Certaines entreprises ont même imposé une déconnexion technique forcée (Daimler, Volkswagen, Réunica) avec fermeture drastique de l’accès à l’intranet de l’entreprise après certaines heures.

 

Une telle demande de déconnexion ne sera toutefois réellement appliquée que si elle est partagée par les salariés comme par les employeurs et encadrée sur un plan collectif.

 

Au-delà de l’exemple donné par les managers directs, les salariés doivent s’inscrire dans une démarche générale de tri des informations (« L’essentiel est sans cesse menacé par l’insignifiance », rappelait René Char) et de résistance à l’urgence et aux nombreuses sollicitations que représentent les courriels électroniques.
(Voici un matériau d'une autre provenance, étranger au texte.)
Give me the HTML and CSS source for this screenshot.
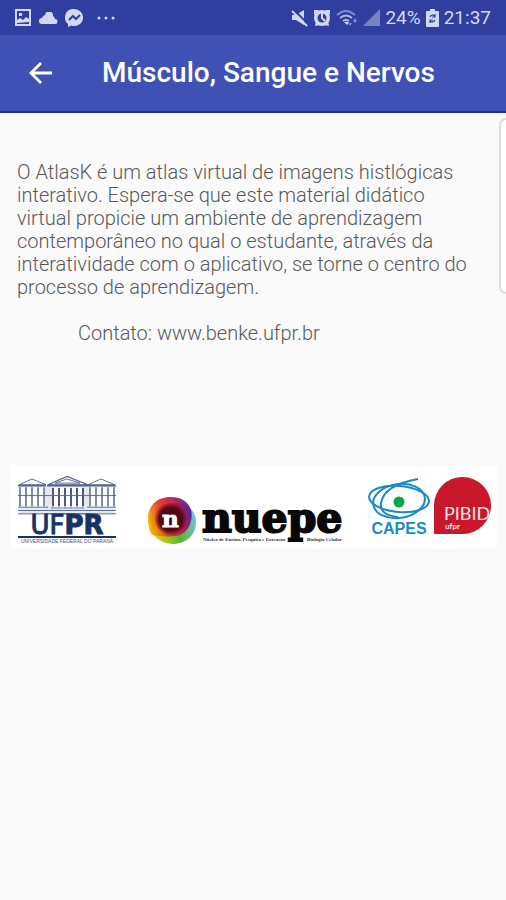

Cette démarche de déconnexion ne pourra fonctionner que si le salarié absent peut éviter de devoir gérer une avalanche de courriels à son retour au travail, ce qui suppose une évaluation permanente de l’ensemble de la charge de travail, un partage accru des informations et une organisation solidaire et collective des équipes. La démarche individuelle de déconnexion ne sera réellement suivie d’effet que si elle s’intègre dans une vision organisée et collective de la charge de travail. La valorisation de modes alternatifs de communication, des temps de présence physique dans l’entreprise, notamment de réunions, permettant de favoriser une communication collective sera d’autant plus nécessaire que les salariés sont de plus en plus distants physiquement de l’entreprise.

 

Il est recommandé de prévoir une concertation avec les salariés utilisateurs des outils, une implication étroite des représentants du personnels et des partenaires privilégiés de la santé au travail (médecin du travail, CARSAT..), la mise en place de chartes de bon usage des outils numériques et de formations voire de sensibilisations tant des salariés que des clients et des partenaires de l’entreprise. Même dans un contexte international accru, de grandes entreprises ont mis en œuvre de telles initiatives (Thales en est un exemple).

 

D’un point de vue juridique, le devoir de déconnexion implique une adaptation de certains modes de travail compatibles avec le travail hors des murs de l’entreprise et des horaires de bureau :

 

Ainsi, il convient de sécuriser les forfaits jours (sujet de la prochaine loi sur le numérique) en remplaçant la logique du temps de travail par la logique d’une évaluation de la charge de travail et des souplesses sur l’organisation du temps y compris des repos, comme le propose le rapport de Bruno Mettling

 

De même, il conviendrait de modifier les règles de l’accord national interprofessionnel concernant le télétravail de 2 juillet 2005 car actuellement cette formule est régie à la fois par le code du travail et par les règles du télétravail, ce qui rend le corpus juridique très contraignant et inadapté

 

De prévoir de sécuriser l’activité des salariés nomades face à tous les risques professionnels que suscitent leurs déplacements et leur travail à distance : présomption d’accident du travail dès lors qu’il est en lien avec l’activité professionnelle, peu important le lieu et l’heure

 

 

De prévoir une obligation de réflexion et de négociation sur l’intégration du numérique dans la vie de l’entreprise, que ce soit avec les partenaires sociaux, ou avec les salariés, au travers par exemple du droit d’expression

 

Le paramètre numérique doit être intégré dans la prévention des risques professionnels et le collectif davantage renforcé pour lutter contre les risques d’isolement et de dématérialisation des relations humaines au travail.

 

Au-delà chacun doit pouvoir se « reconnecter » avec soi-même, ses collègues de travail et avec ses partenaires sur le sens de ces missions. Un tel processus requiert une maîtrise du contenu de son travail mais également une réflexion sur le rythme et sur la charge de travail. Pour mieux plonger dans le monde virtuel, il faut parfois savoir s’en éloigner…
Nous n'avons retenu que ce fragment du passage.